But the fact remains that, with the sale of BAE's Airbus stake to EADS, those 13,000 Airbus UK employees now work for a Franco-German-Spanish group. And the nation that was the pioneer of jet transport (with the de Havilland Comet of 1949) and the producer of Europe's most successful pre-Airbus airliner (the Vickers Viscount) is now on the sidelines of the business.
The only civil aircraft that remains in production in the UK is the tiny Britten-Norman Islander, which, although technically built in Romania, is the last bastion of a nation that has produced more than 6,000 civil aircraft. According to data compiled by Flight International and its sister division Flight Acas (which produces the Acas database), between the end of the Second World War and the closure of the BAE Avro RJ line in 2003, the UK built 6,033 civil aircraft (including the BAe 125 business jet, which is still being fabricated in the UK). As detailed in the graphic (see opposite), these range from the Handley Page Hermes and Vickers Viking that appeared as the war ended in 1945, to Concorde (half of the 20 built were assembled in the UK) and the BAe 146/Avro RJ, which, despite more than 20 years of production, failed to beat the 444 sales record set by the Viscount in the 1960s.

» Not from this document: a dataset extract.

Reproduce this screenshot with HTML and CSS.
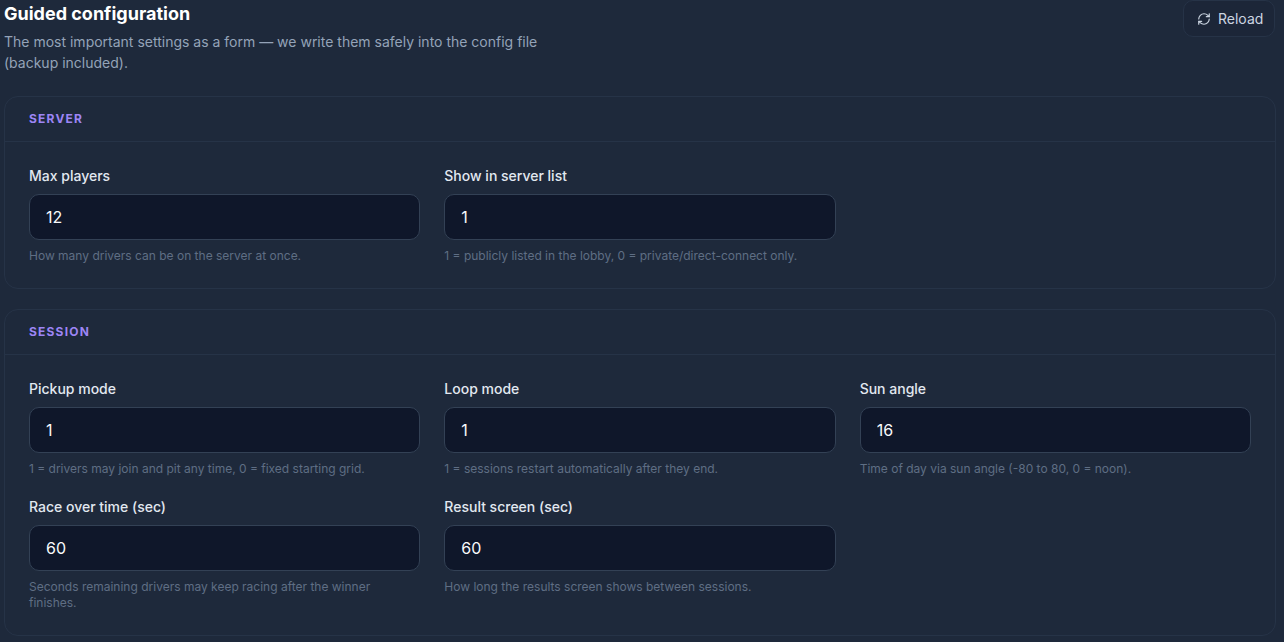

The path to BAE's involvement in Airbus has already been well documented - it became a fully paid-up 20% shareholder in 1979 (as the nationalised British Aerospace), having baulked at joining the Franco-German consortium when it was formed in 1970 despite the fact that the UK was on the original "European air bus" steering group in the 1960s. Hawker Siddeley Aviation (HSA) had kept the Union flag flying from the creation of Airbus, taking on the design and construction of the A300's wing as a subcontractor.

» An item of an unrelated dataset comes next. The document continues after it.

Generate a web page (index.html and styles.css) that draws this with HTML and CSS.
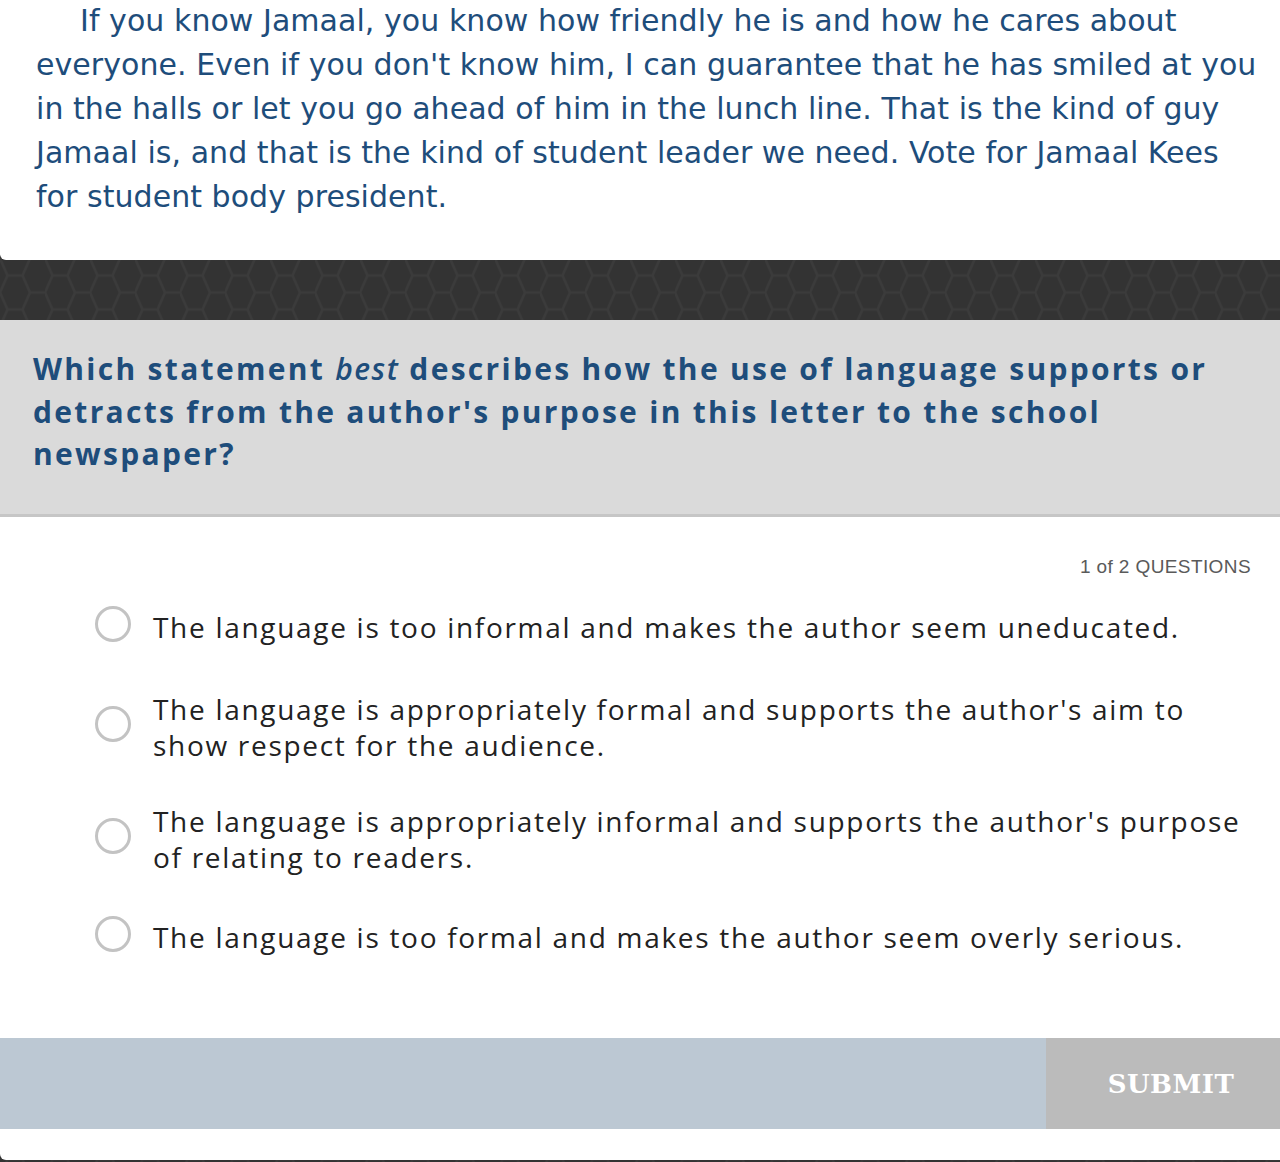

Just as Airbus Industrie was about to be created, the UK government announced on 10 April 1969 it would not be signing up - perhaps coincidentally, one day after the first UK-assembled Concorde made its maiden flight from Filton. That decision arguably created a situation that led directly to the UK's withdrawal 37 years later.
Announcing the decision, the UK's then Labour minister of technology Anthony Wedgwood Benn said the government was "not satisfied that it was a good investment to go ahead with the project at this stage". The UK was being asked to find one-third of the estimated £180 million development costs for the "A-300" widebody - an aircraft that, at the time, was attracting little interest from potential customers.
The UK was already up to its neck in civil aircraft investment through British Aircraft Corporation's (BAC) 50/50 joint venture with Sud Aviation (later Aerospatiale) in the Anglo-French Concorde programme - an aircraft that had then accumulated an impressive tally of commitments and was perceived as the future of air transport development.
While Concorde heralded much of the cross-Channel co-operation that would be a cornerstone of Airbus Industrie, it differed in some key areas where national pride influenced decisions that should have been based purely on sound business strategy - the duplicated production lines in France and the UK, and the requirement that systems and equipment be sourced from French and UK companies. Not only did this eliminate the ability to spread the risk (and eventually the reward, had it been successful) outside the two partner nations, but also added to the cost of the programme and led to some complex organisational structures when the development of a system was carved up and allocated to companies on each side of the English Channel.
While the UK had backed the wrong horse with Concorde, the SST's French partner, Sud Aviation, pursued a parallel course by becoming a founder-member of Airbus Industrie with Germany. The result: Toulouse Blagnac airport - the home of Sud Aviation - is now the most important aerospace city in Europe and, arguably, the world. Meanwhile, in the UK, most of the old BAC and HSA civil aircraft plants no longer exist, with the exception of Filton near Bristol and Broughton in north Wales.
But it could all have been very different. Events during the past 60 years have conspired to gradually erode the UK's frontline participation in the airliner business, including some recent developments. In the late 1990s, before the spark that led to the creation of EADS through the merger of Aerospatiale Matra and Germany's DASA - the move that marginalised the UK's Airbus position - it was BAe and the Germans that looked the most likely of Europe's aerospace giants to tie the knot.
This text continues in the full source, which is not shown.